:: Information given

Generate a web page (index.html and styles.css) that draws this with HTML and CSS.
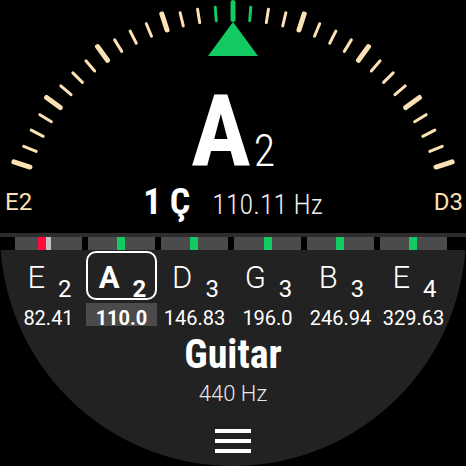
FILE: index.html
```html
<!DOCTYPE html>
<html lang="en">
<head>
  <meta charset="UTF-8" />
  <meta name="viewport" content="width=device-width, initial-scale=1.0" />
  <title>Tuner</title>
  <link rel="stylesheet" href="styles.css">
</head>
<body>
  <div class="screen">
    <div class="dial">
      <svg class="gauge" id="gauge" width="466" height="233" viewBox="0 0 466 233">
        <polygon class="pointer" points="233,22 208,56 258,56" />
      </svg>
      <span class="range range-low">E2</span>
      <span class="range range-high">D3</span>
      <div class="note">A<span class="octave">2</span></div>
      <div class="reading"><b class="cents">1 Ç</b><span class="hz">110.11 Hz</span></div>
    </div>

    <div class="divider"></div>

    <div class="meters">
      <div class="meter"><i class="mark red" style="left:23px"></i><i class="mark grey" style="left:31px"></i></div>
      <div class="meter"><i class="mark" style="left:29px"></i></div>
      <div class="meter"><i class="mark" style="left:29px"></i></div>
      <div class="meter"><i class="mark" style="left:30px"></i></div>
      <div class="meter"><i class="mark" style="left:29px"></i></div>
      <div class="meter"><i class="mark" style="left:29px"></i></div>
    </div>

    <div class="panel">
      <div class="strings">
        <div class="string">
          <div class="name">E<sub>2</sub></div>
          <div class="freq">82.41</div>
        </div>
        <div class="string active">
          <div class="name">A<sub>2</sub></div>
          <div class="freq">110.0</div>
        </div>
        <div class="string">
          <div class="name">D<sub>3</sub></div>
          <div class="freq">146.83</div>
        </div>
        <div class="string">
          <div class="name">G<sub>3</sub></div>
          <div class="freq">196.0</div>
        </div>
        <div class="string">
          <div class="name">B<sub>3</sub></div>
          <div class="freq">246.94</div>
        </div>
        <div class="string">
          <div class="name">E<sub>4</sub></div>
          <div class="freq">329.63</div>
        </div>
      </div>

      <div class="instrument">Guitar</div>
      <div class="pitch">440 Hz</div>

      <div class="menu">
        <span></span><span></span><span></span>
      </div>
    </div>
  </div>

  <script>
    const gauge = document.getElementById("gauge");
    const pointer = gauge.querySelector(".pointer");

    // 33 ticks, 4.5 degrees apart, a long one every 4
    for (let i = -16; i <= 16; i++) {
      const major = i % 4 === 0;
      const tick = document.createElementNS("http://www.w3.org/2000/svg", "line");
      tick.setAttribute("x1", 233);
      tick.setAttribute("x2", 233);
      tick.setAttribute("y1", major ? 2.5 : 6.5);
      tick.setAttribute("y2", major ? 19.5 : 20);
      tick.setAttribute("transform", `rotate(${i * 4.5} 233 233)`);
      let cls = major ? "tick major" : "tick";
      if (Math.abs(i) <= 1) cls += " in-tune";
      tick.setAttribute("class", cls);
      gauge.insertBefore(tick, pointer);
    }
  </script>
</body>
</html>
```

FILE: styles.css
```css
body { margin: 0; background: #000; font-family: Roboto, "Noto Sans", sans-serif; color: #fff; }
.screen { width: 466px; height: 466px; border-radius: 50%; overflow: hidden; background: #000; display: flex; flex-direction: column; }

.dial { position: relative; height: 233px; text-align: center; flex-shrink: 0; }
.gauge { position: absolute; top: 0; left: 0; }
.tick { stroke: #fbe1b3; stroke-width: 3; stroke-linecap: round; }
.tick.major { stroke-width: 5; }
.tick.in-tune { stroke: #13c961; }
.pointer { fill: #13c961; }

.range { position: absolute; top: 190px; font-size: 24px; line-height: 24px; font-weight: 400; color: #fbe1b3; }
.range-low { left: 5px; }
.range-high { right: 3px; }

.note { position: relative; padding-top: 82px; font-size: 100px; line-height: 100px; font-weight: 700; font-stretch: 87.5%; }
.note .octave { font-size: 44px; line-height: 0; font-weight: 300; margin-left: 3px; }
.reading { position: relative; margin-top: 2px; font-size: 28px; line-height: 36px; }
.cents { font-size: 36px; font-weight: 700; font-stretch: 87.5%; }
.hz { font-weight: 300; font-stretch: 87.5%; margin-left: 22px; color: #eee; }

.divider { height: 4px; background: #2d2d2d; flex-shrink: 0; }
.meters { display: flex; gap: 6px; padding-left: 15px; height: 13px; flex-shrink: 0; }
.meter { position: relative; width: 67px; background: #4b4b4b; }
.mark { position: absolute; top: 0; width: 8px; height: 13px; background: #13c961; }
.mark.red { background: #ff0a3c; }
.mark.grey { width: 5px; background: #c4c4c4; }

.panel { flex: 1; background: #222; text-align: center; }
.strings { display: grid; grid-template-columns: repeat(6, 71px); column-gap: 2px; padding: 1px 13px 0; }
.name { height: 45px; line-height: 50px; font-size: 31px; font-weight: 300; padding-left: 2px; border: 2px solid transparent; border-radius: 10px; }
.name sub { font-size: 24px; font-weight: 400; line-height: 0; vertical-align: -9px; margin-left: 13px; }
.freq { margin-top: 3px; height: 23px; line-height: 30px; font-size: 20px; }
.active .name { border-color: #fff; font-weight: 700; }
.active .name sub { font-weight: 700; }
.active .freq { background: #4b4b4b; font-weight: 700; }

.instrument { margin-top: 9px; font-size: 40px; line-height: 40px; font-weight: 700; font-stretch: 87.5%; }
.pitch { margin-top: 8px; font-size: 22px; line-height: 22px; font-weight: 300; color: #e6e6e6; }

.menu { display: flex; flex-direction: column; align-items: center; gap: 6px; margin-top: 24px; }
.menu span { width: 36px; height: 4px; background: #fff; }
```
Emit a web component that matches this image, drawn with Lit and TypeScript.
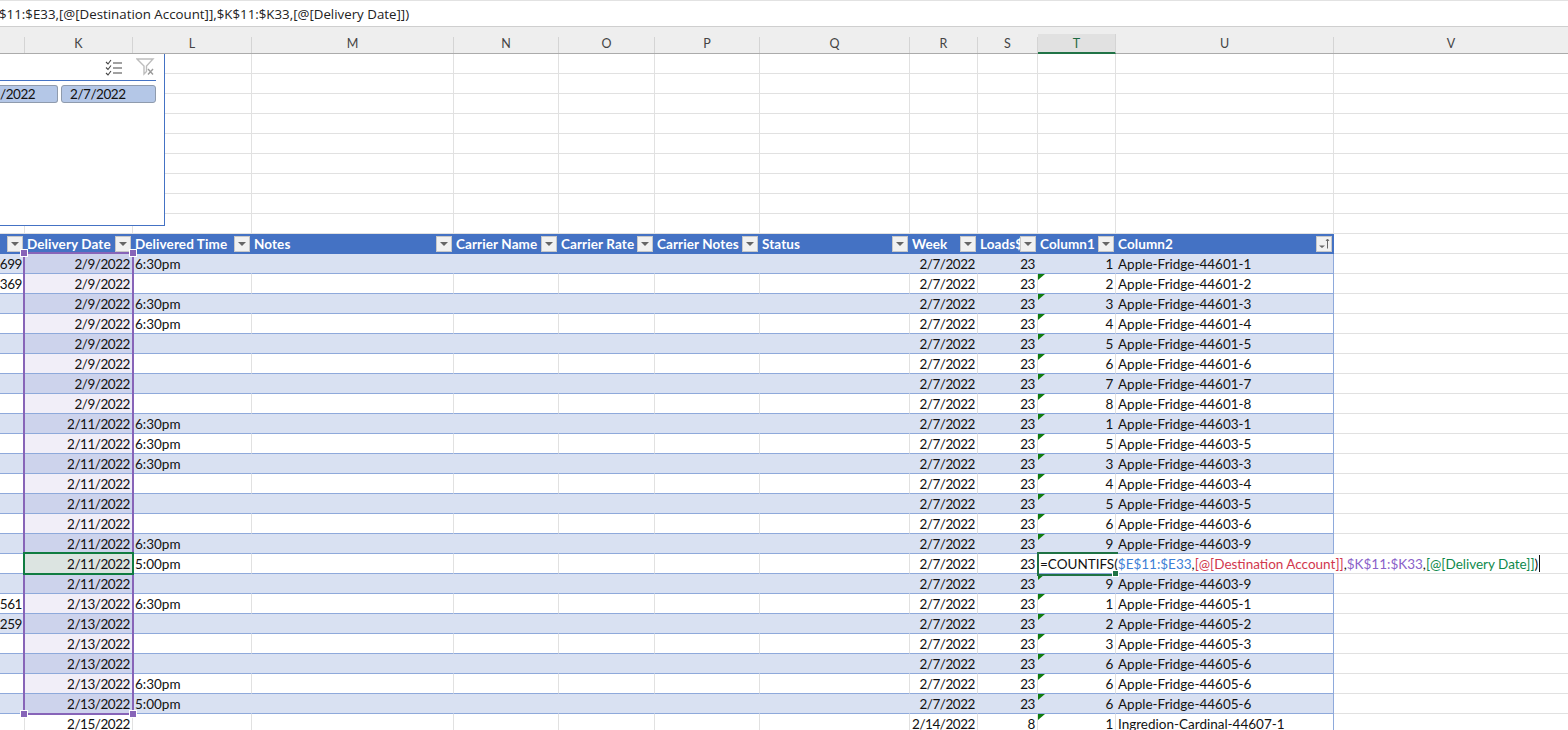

::::

Exercise requirements ▸ Gather every line containing the word "that" and copy it.

Task solution ▸
Generate a web page (index.html and styles.css) that draws this with HTML and CSS.
Emit a web component that matches this image, drawn with Lit and TypeScript.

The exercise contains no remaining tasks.